Başbakan’ın çiçeği burnunda yeni başdanışmanı, özellikle Star gazetesindeki köşesinde yakın zamanda dile getirdiği “fantastik” komplo teorileri ile temayüz etti. Sosyal medyada alay konusu olan yazılarında, tarihten sosyolojiye, ekonomiden siyasete hemen her alanda “orijinal” fikirler kaleme aldı.
Söz gelimi... Borsa İstanbul yetmezmiş; Türkiye, Avrasya Menkul Değerler Borsası kurmalıymış. Rusya, Orta Asya ve Ortadoğu ülkeleri bu borsaya kote olurlarmış... Yanısıra bir “Fetva Kurulu” oluşturulmalıymış, böylece sermaye piyasalarına islamî esaslara göre yön verilebilirmiş... Avrupa giderek zayıflarken Rusya güçleniyormuş, biz de bu fırsatı kaçırmamalıymışız. Almanya-İngiltere-İsrail üçgenine karşı Türkiye-ABD-Rusya üçgeni kurmalıymışız...
Yiğit Bulut’un bir ortaokul öğrencisinin bile kuşkuyla bakacağı bu siyasi/ekonomik analizlerine kendisi inanıyor mu bilmiyorum ama bu konularda kısa süre öncesine kadar AKP taraftarlarına bir dizi konferans verdiğine bakılacak olursa bu “orijinal” fikirlerin alıcısı yok değil.
Yiğit Bulut, Gezi direnişi boyunca deyim yerindeyse “vites yükseltti”. Başbakan’ın olaylara ilişkin yaklaşımına destek verirken direnişin Sırp pasif direniş örgütü Otpor tarafından örgütlendiğini, gerisinde “faiz lobisi”nin olduğunu, hatta Lufthansa’nın bile rol oynadığını iddia etti. Türkiye üzerine tezgahlanan “büyük oyunu” deşifre edeceğini, elinde belgeler ve raporlar olduğu söyledi. Taksim Dayanışma’nın aslında darbe örgütlemeye çalıştığı ve anayasal suç işlediğini öne sürüp savcıları görev göreve davet etti!
* * *
Dönelim bütün bu “fikirlerin” sahibi Bulut’u kendisine başdanışman yapan Başbakan’a... Malum, Erdoğan, Gezi olaylarının başından itibaren, gerisinde “faiz lobisi”nin bulunduğu uluslararası bir komplo olduğunu, darbeye zemin hazırlamayı amaçladığını iddia edegeldi. Doğrusunu söylemek gerekirse, hiçbir maddi dayanağı olmayan ve süreci kavramaktan bütünüyle uzak bu söylemin, Başbakan’ın kendi tabanını “dış mihrak ve yerli işbirlikçileri” karşısında birleştirip konsolide etmeye dönük bir iç politika taktiği olduğunu düşünüyordum. 11 yıldır partisini ve ülkeyi şu ya da bu biçimde idare etmiş bir siyasetçinin gerçekten böyle düşündüğüne inanasım gelmiyordu.

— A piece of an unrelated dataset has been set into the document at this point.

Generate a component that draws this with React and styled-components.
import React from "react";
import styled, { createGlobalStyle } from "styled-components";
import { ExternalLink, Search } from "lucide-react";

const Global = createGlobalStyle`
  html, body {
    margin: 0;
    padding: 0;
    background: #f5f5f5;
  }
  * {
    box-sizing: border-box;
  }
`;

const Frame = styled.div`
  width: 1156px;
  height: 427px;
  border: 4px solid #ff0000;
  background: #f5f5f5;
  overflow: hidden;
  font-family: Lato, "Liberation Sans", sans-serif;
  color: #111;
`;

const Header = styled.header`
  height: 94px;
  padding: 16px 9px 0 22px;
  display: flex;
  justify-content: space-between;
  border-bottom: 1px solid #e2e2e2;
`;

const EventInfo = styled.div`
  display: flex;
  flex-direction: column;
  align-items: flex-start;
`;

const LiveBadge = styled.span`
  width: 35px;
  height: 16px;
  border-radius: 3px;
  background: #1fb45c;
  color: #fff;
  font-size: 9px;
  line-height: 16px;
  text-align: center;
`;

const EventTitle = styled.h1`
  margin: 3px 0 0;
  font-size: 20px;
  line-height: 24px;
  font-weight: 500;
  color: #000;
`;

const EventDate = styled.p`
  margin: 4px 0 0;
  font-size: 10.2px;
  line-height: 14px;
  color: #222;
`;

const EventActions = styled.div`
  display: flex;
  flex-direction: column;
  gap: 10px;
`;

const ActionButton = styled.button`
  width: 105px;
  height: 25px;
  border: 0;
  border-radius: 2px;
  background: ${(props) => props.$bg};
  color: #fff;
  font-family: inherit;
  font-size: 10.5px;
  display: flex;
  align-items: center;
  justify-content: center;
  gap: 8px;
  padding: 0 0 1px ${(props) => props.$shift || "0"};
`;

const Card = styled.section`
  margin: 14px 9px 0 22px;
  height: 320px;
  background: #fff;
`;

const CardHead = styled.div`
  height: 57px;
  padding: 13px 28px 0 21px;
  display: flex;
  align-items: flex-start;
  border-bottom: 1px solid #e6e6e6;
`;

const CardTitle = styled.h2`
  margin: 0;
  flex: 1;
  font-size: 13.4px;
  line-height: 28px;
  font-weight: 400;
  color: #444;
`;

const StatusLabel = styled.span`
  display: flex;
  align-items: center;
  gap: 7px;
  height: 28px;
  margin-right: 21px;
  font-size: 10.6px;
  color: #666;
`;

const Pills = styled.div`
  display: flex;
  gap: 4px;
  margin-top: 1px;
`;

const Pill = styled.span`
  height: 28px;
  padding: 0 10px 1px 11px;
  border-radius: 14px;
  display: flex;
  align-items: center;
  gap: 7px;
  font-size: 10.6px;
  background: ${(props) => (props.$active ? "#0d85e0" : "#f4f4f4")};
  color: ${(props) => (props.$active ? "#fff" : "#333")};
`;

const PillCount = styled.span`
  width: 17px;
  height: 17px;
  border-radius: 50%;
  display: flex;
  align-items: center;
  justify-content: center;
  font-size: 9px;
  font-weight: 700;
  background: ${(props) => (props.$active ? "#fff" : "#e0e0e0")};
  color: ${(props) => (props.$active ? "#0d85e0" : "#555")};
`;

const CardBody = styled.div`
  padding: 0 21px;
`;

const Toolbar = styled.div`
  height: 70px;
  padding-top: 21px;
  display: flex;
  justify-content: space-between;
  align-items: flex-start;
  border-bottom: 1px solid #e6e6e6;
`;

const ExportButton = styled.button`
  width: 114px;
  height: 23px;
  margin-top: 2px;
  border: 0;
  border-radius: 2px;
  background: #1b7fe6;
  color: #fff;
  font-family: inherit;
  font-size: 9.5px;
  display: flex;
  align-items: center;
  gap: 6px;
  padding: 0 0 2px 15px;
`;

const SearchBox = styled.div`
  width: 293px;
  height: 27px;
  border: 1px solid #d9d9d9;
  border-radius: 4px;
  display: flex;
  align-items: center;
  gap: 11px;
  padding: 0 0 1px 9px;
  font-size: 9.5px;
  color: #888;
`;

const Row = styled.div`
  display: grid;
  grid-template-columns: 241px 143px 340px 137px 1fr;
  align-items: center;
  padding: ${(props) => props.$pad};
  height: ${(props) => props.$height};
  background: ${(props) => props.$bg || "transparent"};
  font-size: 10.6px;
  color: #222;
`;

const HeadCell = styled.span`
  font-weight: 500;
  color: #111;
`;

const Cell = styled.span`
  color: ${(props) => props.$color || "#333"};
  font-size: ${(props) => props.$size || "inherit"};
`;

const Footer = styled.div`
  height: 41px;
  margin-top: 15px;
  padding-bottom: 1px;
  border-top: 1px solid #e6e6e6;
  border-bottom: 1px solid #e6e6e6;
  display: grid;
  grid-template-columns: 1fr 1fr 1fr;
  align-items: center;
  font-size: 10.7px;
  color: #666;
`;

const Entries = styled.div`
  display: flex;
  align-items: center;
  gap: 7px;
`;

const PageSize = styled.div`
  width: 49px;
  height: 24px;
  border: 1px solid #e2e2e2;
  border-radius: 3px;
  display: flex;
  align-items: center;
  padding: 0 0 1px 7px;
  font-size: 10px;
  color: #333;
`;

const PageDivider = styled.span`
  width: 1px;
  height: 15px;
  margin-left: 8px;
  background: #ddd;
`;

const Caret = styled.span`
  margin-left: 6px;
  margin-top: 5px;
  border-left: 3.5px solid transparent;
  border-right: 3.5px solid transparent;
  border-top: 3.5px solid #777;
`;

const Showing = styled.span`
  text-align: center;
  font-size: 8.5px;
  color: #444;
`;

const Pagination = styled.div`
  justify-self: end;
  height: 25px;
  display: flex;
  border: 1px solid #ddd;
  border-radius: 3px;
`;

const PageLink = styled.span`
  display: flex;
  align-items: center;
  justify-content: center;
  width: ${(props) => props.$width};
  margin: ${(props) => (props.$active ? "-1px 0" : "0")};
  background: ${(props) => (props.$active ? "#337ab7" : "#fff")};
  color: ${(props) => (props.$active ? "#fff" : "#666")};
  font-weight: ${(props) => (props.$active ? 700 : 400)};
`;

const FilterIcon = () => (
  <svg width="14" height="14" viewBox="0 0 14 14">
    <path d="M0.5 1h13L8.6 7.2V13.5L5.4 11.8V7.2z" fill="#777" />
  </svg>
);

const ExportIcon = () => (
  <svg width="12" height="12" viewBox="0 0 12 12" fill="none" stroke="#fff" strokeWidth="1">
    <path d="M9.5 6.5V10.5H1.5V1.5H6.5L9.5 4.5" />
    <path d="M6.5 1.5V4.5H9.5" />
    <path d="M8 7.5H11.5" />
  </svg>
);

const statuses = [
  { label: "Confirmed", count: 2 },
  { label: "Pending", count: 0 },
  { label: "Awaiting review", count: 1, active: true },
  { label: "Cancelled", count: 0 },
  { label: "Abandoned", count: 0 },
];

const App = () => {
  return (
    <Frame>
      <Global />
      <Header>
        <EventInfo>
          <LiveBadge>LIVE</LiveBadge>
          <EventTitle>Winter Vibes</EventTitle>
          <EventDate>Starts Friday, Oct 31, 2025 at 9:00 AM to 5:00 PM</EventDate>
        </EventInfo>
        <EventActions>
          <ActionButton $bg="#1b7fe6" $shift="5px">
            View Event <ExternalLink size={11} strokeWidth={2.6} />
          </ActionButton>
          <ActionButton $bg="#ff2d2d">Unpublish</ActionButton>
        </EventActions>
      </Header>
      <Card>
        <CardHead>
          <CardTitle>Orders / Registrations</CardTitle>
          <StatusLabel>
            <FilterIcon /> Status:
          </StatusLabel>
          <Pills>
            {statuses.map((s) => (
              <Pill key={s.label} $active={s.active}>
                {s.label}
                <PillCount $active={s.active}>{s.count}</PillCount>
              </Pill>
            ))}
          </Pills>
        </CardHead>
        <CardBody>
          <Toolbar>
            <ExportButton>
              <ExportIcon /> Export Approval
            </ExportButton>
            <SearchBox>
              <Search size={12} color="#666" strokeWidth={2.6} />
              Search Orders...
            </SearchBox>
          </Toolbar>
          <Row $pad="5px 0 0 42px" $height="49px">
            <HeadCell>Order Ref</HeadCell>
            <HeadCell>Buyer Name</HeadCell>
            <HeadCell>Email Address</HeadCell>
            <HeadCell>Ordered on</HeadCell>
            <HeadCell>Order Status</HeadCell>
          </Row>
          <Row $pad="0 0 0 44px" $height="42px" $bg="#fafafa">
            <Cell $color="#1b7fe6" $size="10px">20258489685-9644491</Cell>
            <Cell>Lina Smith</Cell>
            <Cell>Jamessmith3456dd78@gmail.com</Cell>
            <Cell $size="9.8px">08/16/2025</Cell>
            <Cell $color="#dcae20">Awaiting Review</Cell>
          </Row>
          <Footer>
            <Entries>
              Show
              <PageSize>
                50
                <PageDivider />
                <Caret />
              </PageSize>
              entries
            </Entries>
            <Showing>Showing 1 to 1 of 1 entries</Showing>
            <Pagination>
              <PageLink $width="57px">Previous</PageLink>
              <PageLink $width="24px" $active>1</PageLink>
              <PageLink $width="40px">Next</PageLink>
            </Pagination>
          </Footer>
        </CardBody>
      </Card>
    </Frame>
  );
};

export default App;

Ama öyle anlaşılıyor ki, fena halde yanılmışım. Başbakan kendi “dış mihrak” iddialarını birkaç eşik öteye taşıyan, Avrupa Birliği’nden uluslararası sermayeye kadar akla gelebilecek herkesi kriminalize eden ve aklı başında hiç kimsenin itibar etmeyeceği bu zatı başdanışman yapıverdi. Demek ki, Yiğit Bulut’un fantezilerine o da inanıyor. Yoksa niye başdanışman yapsın! Nitekim Der Spiegel, Bloomberg, Financial Times gibi “ağır” medya kuruluşları Başbakan’ın bu seçimini “kaygıyla” haber yaptılar; hatta bir nevi “inanılır gibi değil” imasıyla...
* * *
Tabii bir yandan da merak ediyorum; Başbakan’ın diğer danışmanları, mesela Yalçın Akdoğan, ya da Yiğit Bulut’la aynı toplantılara katılmak durumunda kalan MİT Müsteşarı Hakan Fidan, ve hatta AKP’nin kurucu kadroları, söz gelimi Bülent Arıç, Cumhurbaşkanı Abdullah Gül ve başkaları bu atama konusunda ne düşünüyor? Ve tabii partinin geleceği hakkında...
Türkiye’nin halen içinden geçmekte olduğu dönem ve bu süreci yönetme anlayışı, yakın gelecekte öyle görünüyor ki, siyaset biliminin değil psikyatrinin konusu olacak.